This I Believe
I believe in fairytales, but not in the way that one might expect. No magic mirror greets me in the morning, no verbose mice wait at my door, and I don’t catch a pumpkin carriage to school. However, just because the stories themselves aren’t grounded in reality, doesn’t mean that their founding principle — dreams, and the knowledge that those dreams can be reached — is only true in Wonderland.
I was in second grade when my class was asked to write a short paper on the topic “What do you want to be when you grow up?” We had two cowgirls, five astronauts, three presidents, eight professional sports players, and a scattering of other professions. The teacher laughed and then pointed out the requirement “Has to be REALISTIC”. It seemed so adverse to me, even then, to be telling children so young and full of potential that their dreams were out of reach. The teachers didn’t want us to be disappointed when we realized these aspirations were largely impossible, but I thought, someone has to become those things, why not the individuals in this classroom?

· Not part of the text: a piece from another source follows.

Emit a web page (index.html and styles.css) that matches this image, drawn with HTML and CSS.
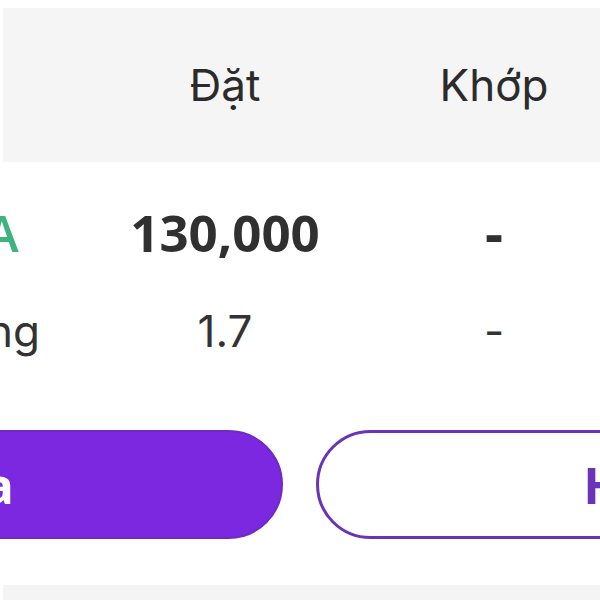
FILE: index.html
```html
<!DOCTYPE html>
<html lang="vi">
<head>
<meta charset="utf-8">
<link rel="stylesheet" href="styles.css">
</head>
<body>
<div class="screen">
  <div class="head">
    <div class="cell c1"></div>
    <div class="cell c2">Đặt</div>
    <div class="cell c3">Khớp</div>
  </div>
  <div class="row row-main">
    <div class="cell c1"><span class="side buy">A</span></div>
    <div class="cell c2 big">130,000</div>
    <div class="cell c3 big">-</div>
  </div>
  <div class="row row-sub">
    <div class="cell c1"><span class="side label">ng</span></div>
    <div class="cell c2">1.7</div>
    <div class="cell c3">-</div>
  </div>
  <div class="actions">
    <button class="btn btn-fill">Sửa</button>
    <button class="btn btn-line">Hủy</button>
  </div>
  <div class="foot"></div>
</div>
</body>
</html>
```
FILE: styles.css
```css
html, body {
  margin: 0;
  padding: 0;
  background: #ffffff;
  overflow: hidden;
}
.screen {
  width: 600px;
  height: 600px;
  overflow: hidden;
  font-family: Inter, "Noto Sans", sans-serif;
  color: #2e2e2e;
  display: flex;
  flex-direction: column;
}
.screen > * {
  flex-shrink: 0;
}
.head, .row {
  display: grid;
  grid-template-columns: 90px 270px 268px;
  align-items: center;
}
.head {
  margin-top: 8px;
  margin-left: 3px;
  height: 154px;
  background: #f5f5f5;
  grid-template-columns: 87px 270px 268px;
  font-size: 44px;
  line-height: 1;
  color: #2b2b2b;
}
.cell {
  text-align: center;
  white-space: nowrap;
}
.c1 {
  text-align: left;
}
.row-main {
  height: 140px;
  font-family: "Open Sans", "Noto Sans", sans-serif;
  font-weight: 700;
  font-size: 51px;
  line-height: 1;
  color: #303030;
}
.row-main .c3 {
  font-size: 56px;
}
.buy {
  display: inline-block;
  margin-left: -15px;
  color: #3db47f;
  font-weight: 600;
}
.row-sub {
  height: 58px;
  font-size: 44px;
  line-height: 1;
  color: #333333;
}
.label {
  display: inline-block;
  margin-left: -13px;
}
.actions {
  margin-top: 70px;
  display: flex;
  gap: 33px;
  margin-left: -351px;
}
.btn {
  flex: none;
  width: 634px;
  height: 109px;
  border-radius: 55px;
  font-family: "Open Sans", "Noto Sans", sans-serif;
  font-weight: 700;
  font-size: 50px;
  line-height: 1;
  padding: 0;
}
.btn-fill {
  background: #7b28e0;
  border: 2px solid #6f2bc4;
  color: #ffffff;
}
.btn-line {
  background: #ffffff;
  border: 3px solid #6a33b8;
  color: #6a33b8;
}
.foot {
  margin-top: 46px;
  margin-left: 3px;
  height: 15px;
  background: #f4f4f4;
}
```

I don’t like being told what I am capable of and what I am not. Certainly the costs of reaching for the real prize are great, but the costs of not trying are even greater. I want to take the risk of caring, so that I can leap from obscurity to greatness, without being cornered in mediocrity. And sometimes this has meant doing things in unconventional ways. My decision to graduate from high school a year early was originally met with much opposition, but it was what I wanted to do, what I knew was right for me. I was told I would have difficulty getting college acceptances and scholarships, that I didn’t possess the social maturity, that I might regret it later. But if I never took that chance, how would I know if I wouldn’t always regret being too afraid to try? It was a risk I had to take: I couldn’t imagine always looking at that other side, wondering. And, I can now proudly say that I have been accepted with scholarships to every university I applied to. To me, doing things in an average way only merits average results. I can’t do things simply because I should, or it’s logical. I have to do them because I take it to heart to do so.
I believe in fairytales because I want to know that I can change my life, the people around me, the world. I am not helpless and do not have to accept things the way that they are. I can strive for perfection simply because nothing else will do. I want to know that if I keep my standards high, take risks, and throw myself, body, mind, and spirit into my dreams, I can achieve them. I can have my happy ending. I won’t settle for less, because when it comes down to it, nothing fits like that glass slipper.